Exactly the lines from the start of the data through the line containing "</Subtitle>" should be output, with both ends kept and nothing added.
─── Data extract ───
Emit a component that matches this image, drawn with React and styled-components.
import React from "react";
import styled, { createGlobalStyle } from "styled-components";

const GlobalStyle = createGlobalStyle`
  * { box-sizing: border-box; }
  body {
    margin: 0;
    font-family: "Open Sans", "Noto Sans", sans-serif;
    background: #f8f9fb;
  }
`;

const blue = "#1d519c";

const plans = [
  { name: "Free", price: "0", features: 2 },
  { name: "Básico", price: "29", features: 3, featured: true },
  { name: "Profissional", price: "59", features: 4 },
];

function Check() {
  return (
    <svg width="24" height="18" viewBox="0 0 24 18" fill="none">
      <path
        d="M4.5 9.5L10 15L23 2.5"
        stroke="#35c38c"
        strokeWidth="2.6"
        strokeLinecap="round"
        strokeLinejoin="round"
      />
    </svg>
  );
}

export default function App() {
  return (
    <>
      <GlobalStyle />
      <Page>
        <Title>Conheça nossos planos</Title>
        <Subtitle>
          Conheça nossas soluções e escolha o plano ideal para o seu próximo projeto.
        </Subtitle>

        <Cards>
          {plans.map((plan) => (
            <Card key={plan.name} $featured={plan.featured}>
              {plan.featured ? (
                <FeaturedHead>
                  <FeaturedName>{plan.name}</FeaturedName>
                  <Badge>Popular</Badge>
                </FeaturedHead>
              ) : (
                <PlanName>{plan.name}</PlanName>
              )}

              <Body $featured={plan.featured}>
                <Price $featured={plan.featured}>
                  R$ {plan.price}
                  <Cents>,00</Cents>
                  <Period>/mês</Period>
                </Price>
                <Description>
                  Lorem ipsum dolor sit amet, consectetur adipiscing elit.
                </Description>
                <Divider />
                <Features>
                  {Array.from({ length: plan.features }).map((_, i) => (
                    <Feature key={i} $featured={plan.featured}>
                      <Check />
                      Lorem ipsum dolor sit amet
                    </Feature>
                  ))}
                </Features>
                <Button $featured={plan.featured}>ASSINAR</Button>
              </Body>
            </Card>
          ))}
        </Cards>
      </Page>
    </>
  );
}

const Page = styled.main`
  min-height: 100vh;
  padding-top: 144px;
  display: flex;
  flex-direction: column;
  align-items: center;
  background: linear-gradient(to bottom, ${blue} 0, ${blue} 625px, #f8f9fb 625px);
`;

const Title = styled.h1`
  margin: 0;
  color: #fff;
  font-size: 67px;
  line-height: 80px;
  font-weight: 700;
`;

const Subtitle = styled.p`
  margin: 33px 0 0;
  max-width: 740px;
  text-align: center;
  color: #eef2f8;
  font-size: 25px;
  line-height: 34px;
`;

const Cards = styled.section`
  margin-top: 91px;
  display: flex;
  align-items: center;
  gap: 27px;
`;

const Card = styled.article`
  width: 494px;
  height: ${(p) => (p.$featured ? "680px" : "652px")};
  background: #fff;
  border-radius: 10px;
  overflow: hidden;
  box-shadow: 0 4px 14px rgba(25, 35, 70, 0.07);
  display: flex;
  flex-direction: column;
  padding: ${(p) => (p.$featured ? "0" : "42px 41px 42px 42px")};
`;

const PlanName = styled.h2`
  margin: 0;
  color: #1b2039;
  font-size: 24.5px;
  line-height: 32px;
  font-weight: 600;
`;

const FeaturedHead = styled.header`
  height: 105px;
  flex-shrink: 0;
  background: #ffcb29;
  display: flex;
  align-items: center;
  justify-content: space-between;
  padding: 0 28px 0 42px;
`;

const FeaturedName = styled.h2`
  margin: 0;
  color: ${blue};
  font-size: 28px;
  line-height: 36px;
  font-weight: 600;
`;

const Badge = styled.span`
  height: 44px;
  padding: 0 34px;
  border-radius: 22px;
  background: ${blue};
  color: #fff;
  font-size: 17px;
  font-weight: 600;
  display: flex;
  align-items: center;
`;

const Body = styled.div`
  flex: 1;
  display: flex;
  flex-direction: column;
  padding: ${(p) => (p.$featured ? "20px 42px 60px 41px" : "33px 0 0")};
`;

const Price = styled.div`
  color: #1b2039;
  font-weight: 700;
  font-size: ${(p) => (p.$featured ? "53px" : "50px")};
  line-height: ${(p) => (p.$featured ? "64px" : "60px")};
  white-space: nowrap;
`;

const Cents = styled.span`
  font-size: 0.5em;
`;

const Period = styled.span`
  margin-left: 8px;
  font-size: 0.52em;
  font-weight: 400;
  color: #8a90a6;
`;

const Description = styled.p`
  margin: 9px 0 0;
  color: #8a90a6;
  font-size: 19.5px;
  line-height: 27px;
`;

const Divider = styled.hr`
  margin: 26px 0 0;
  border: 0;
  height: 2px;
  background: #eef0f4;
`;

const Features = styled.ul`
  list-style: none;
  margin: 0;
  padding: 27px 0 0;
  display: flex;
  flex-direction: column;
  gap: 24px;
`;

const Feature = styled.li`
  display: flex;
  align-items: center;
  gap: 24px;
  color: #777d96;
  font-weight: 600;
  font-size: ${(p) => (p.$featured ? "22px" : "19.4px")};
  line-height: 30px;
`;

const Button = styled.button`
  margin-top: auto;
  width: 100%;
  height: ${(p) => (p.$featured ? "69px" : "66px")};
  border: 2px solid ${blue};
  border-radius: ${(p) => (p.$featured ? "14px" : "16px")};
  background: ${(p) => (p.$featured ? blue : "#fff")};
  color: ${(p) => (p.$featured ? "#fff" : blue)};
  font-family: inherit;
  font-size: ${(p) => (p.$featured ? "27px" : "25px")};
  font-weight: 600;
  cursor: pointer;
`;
───
▶ [The answer]:
Emit a component that matches this image, drawn with React and styled-components.
import React from "react";
import styled, { createGlobalStyle } from "styled-components";

const GlobalStyle = createGlobalStyle`
  * { box-sizing: border-box; }
  body {
    margin: 0;
    font-family: "Open Sans", "Noto Sans", sans-serif;
    background: #f8f9fb;
  }
`;

const blue = "#1d519c";

const plans = [
  { name: "Free", price: "0", features: 2 },
  { name: "Básico", price: "29", features: 3, featured: true },
  { name: "Profissional", price: "59", features: 4 },
];

function Check() {
  return (
    <svg width="24" height="18" viewBox="0 0 24 18" fill="none">
      <path
        d="M4.5 9.5L10 15L23 2.5"
        stroke="#35c38c"
        strokeWidth="2.6"
        strokeLinecap="round"
        strokeLinejoin="round"
      />
    </svg>
  );
}

export default function App() {
  return (
    <>
      <GlobalStyle />
      <Page>
        <Title>Conheça nossos planos</Title>
        <Subtitle>
          Conheça nossas soluções e escolha o plano ideal para o seu próximo projeto.
        </Subtitle>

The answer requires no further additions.